There were some senior figures in the Labour party at the time who could have said “I told you so” – people like Douglas Alexander who argued early on that the party had to be firm on ruling out an SNP deal. In fact, the Labour leadership was pretty slow to wake up to how effective the Tory line of attack was, and it wasn’t until just a few days before the election that they finally ruled out a confidence and supply agreement with the SNP. By that point, it was probably too late.

The obvious fear is the same thing could happen again, which is why Labour is rolling out its strategy now, including Mr Sarwar’s speech at Westminster. What it looks like is that Mr Alexander and others are winning the argument this time: the only way to deal with the “SNP deal” problem, they say, is to get in early, be absolutely clear it will never happen, and therefore neutralise the Tory tactic before it can get going.

On the face of it, the strategy makes sense – indeed, the Tories have already taken their 2015 campaign off the shelf and dusted it down for another go. Writing in The Daily Mail the other day, the former Cabinet minister Matt Hancock said the only viable alternative to a Conservative government was a coalition between Labour and the SNP. The risk, he said, was a grubby coalition deal that sold the union down the river.

However, the question for Labour is whether the early promise not to do an SNP deal will actually be enough. The impression last time was that Miliband was dragged into making the promise – possibly because he knew that the Tory accusation was true and he might indeed have to rely on the SNP to get into power. The party’s focus groups also showed that, even when he made the promise and said 'no deal with the SNP', voters didn’t believe him.

The new Labour strategy by Starmer and Sarwar does at least deal with the first problem of appearing reluctant to rule out a deal – they are both getting in early and saying it now, two years before an election. The question of believability is another problem entirely. There will be many voters who will hear Labour’s promise and still conclude that, when the crunch comes, they would do a deal anyway. Maybe that’s because of cynicism about politics. Or maybe it’s because they’re probably right.

Whether the strategy will work also depends on two types of voters. The first are those Tories who worried about an SNP deal and went for the Conservatives with a heavy heart. Call them the reluctant Tories. The second category are the SNP supporters who have proved remarkably loyal through all the travails of the Scottish government. Call them the stubborn nationalists.

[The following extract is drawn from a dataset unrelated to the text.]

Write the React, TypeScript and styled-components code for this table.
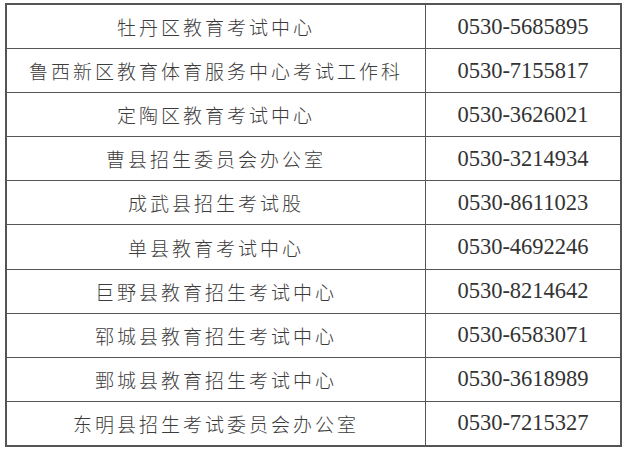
import styled, { createGlobalStyle } from "styled-components";

interface Office {
  name: string;
  phone: string;
}

const offices: Office[] = [
  { name: "牡丹区教育考试中心", phone: "0530-5685895" },
  { name: "鲁西新区教育体育服务中心考试工作科", phone: "0530-7155817" },
  { name: "定陶区教育考试中心", phone: "0530-3626021" },
  { name: "曹县招生委员会办公室", phone: "0530-3214934" },
  { name: "成武县招生考试股", phone: "0530-8611023" },
  { name: "单县教育考试中心", phone: "0530-4692246" },
  { name: "巨野县教育招生考试中心", phone: "0530-8214642" },
  { name: "郓城县教育招生考试中心", phone: "0530-6583071" },
  { name: "鄄城县教育招生考试中心", phone: "0530-3618989" },
  { name: "东明县招生考试委员会办公室", phone: "0530-7215327" },
];

function App() {
  return (
    <>
      <GlobalStyle />
      <Page>
        <Table>
          {offices.map((o) => (
            <Row key={o.phone}>
              <NameCell>{o.name}</NameCell>
              <PhoneCell>{o.phone}</PhoneCell>
            </Row>
          ))}
        </Table>
      </Page>
    </>
  );
}

const GlobalStyle = createGlobalStyle`
  html, body {
    margin: 0;
    padding: 0;
    background: #ffffff;
  }
`;

const Page = styled.div`
  width: 627px;
  height: 452px;
  padding: 3px 0 0 5px;
  box-sizing: border-box;
  background: #ffffff;
`;

const Table = styled.div`
  width: 617px;
  height: 444px;
  box-sizing: border-box;
  border: 2px solid #555;
  background: #555;
  display: grid;
  grid-template-rows: repeat(10, 1fr);
  row-gap: 1px;
`;

const Row = styled.div`
  display: grid;
  grid-template-columns: 418px 1fr;
  column-gap: 1px;
`;

const Cell = styled.div`
  background: #fff;
  display: flex;
  align-items: center;
  justify-content: center;
  white-space: nowrap;
`;

const NameCell = styled(Cell)`
  font-family: "Noto Sans CJK SC", "Liberation Serif", serif;
  font-size: 19px;
  letter-spacing: 3px;
  color: #3c3c3c;
  font-weight: 300;
`;

const PhoneCell = styled(Cell)`
  font-family: "Liberation Serif", serif;
  font-size: 22.5px;
  color: #333;
`;

export default App;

Both these groups may hold the key to the next election depending on what they do, and there’s some cause for Labour hope. First, the reluctance of the reluctant Tories may be much stronger next time because of the state of the Tory party and the leadership of Boris Johnson. There’s also some evidence of a Labour revival in Scotland under Sarwar’s leadership, although the switchers appear to be coming from the Tories and the Lib Dems rather than the SNP. Those stubborn nationalists are still pretty stubborn.

The nightmare scenario is that Labour recovers a little in Scotland but not enough and that the Tory scare tactics about an SNP deal don’t work quite as much as they did in 2015 but still have an effect. All of this seems possible – the Tories are considerably weaker than they were seven years ago and the SNP is also no longer riding the post-referendum wave they were in 2015. Both parties are not what they were and this gives Labour a chance.

However, if enough stubborn SNP voters stay stubborn and enough reluctant Tories do vote Tory in the end, it may end up with Labour as the biggest party but short of a majority. For Labour, this is the nightmare: too weak to do what they want to, or forced to do what they don’t want i.e. a deal with the SNP. The SNP on the other hand win either way: either a weak Labour government or another Tory government make it easier to push their case for independence and perhaps even achieve it.

For the rest of us ordinary voters – including some reluctant Tories and stubborn nationalists – the prospect of a Labour government of any kind will probably come as a huge relief. But a minority government will also be a significant test. Mr Sarwar and Sir Keir will be spending this week promising us that an SNP deal will never happen. The next election may reveal if they are men who keep their promises.